Oil prices have dropped to a five-year low, plunging 47 percent in just six months, but fundamentals could push them back up quickly, says Matt DiLallo of The Motley Fool.
Without any action by OPEC, the global market will face oversupply of 1 million to 1.5 million barrels of oil per day next year, he writes in an article for
The Motley Fool. "However, the supply and demand situation could shift the other way rather quickly, driving the price of oil back up before too long."
Demand wouldn't have to rise much to erase the glut, DiLallo argues. "Just maintaining the current global demand growth trajectory would require 7 million additional barrels of oil per day of supply by the end of the decade."
Falling oil prices themselves may spark demand for energy, as consumers see gasoline prices fall, he writes. Regular gas sold for $2.41 a gallon Sunday, down from $3.24 a year ago.

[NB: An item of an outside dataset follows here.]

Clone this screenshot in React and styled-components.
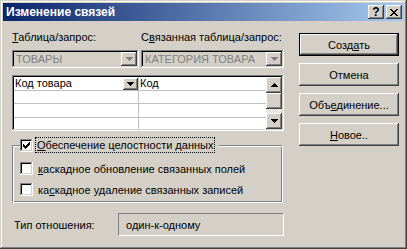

On the supply side, "if not for surging U.S. oil supplies, we'd probably be in a whole lot of trouble, as global oil supplies from several key producing regions have steadily fallen," DiLallo notes. And that dynamic should continue, he says.

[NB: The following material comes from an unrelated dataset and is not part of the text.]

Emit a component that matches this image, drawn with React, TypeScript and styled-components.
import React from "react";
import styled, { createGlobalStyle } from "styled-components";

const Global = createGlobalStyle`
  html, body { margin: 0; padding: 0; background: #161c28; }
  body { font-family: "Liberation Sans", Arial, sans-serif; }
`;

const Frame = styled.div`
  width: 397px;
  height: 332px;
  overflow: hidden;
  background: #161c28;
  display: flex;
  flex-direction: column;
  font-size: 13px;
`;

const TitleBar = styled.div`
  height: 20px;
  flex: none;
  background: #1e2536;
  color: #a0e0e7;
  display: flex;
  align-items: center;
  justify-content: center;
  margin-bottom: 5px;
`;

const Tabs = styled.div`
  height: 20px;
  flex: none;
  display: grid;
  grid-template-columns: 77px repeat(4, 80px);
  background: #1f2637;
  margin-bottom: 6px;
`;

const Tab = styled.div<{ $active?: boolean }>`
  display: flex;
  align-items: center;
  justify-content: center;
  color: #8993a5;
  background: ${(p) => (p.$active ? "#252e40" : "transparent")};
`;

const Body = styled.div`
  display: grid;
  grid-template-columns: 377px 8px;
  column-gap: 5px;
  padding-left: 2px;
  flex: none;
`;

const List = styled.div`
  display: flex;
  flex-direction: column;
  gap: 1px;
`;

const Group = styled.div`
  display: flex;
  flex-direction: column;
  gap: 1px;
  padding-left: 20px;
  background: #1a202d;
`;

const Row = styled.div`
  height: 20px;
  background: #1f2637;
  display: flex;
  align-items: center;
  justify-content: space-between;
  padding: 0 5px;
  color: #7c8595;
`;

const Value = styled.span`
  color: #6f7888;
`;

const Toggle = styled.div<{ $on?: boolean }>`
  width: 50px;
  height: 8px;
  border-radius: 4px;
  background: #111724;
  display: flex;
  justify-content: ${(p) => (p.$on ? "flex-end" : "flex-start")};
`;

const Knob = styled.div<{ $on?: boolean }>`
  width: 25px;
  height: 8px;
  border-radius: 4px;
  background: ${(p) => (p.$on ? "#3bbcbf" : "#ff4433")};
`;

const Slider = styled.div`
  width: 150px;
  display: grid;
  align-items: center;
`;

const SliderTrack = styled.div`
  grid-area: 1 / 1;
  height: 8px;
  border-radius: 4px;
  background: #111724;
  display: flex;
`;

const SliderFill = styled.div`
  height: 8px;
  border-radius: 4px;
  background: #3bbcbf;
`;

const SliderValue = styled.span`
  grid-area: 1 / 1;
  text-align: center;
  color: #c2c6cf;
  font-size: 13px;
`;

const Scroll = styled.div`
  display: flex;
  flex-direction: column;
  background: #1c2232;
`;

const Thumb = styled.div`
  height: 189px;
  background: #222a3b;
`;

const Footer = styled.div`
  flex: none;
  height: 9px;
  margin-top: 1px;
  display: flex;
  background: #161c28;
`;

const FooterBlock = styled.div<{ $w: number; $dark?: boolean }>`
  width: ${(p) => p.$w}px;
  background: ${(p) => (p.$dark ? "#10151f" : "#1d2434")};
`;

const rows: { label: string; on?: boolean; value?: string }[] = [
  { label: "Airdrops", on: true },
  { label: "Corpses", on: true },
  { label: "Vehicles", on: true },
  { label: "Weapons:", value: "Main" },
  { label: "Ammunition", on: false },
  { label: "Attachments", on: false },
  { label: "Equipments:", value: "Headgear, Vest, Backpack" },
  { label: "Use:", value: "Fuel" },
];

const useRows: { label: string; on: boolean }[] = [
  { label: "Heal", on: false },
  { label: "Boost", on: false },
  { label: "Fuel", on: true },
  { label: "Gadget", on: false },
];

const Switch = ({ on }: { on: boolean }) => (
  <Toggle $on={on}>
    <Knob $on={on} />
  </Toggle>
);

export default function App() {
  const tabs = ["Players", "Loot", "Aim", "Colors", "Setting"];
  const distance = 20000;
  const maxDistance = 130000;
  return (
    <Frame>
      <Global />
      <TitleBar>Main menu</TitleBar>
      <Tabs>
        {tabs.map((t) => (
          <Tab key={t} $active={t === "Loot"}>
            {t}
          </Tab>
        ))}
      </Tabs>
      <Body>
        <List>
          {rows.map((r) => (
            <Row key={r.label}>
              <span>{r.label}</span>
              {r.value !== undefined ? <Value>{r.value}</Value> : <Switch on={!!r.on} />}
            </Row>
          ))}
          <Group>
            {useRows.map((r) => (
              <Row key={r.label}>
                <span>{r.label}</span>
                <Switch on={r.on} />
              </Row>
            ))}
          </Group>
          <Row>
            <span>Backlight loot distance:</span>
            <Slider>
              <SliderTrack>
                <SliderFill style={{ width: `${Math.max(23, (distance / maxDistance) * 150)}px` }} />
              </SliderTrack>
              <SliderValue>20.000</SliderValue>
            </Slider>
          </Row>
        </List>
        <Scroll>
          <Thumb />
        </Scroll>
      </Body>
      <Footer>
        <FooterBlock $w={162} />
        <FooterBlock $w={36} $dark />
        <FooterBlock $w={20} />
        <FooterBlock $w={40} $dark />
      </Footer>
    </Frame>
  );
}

"Right now, the oil market is oversupplied by about 1.5 million barrels of oil per day. However, that glut of oil should be sopped up by demand growth very shortly. Meanwhile, supplies around the world are declining, and could fall further due to lower oil prices. This all suggests the plunge in oil prices could be short-lived; supply and demand could flip faster than anyone expects."
Meanwhile, Blackstone Group CEO Steve Schwarzman says the oil price decline offers attractive investment opportunities for the world's largest private equity firm.
"With a huge decline, there are going to be a certain number of companies under real stress, and that presents a very unique window," he tells
CNBC.
Schwarzman isn't worried about overproduction of oil. "Like most commodities there's less of it produced at a certain point as the price goes down, and then things will normalize," he states. "Then the consumption of the world going up over time will result in prices going back again on the higher side."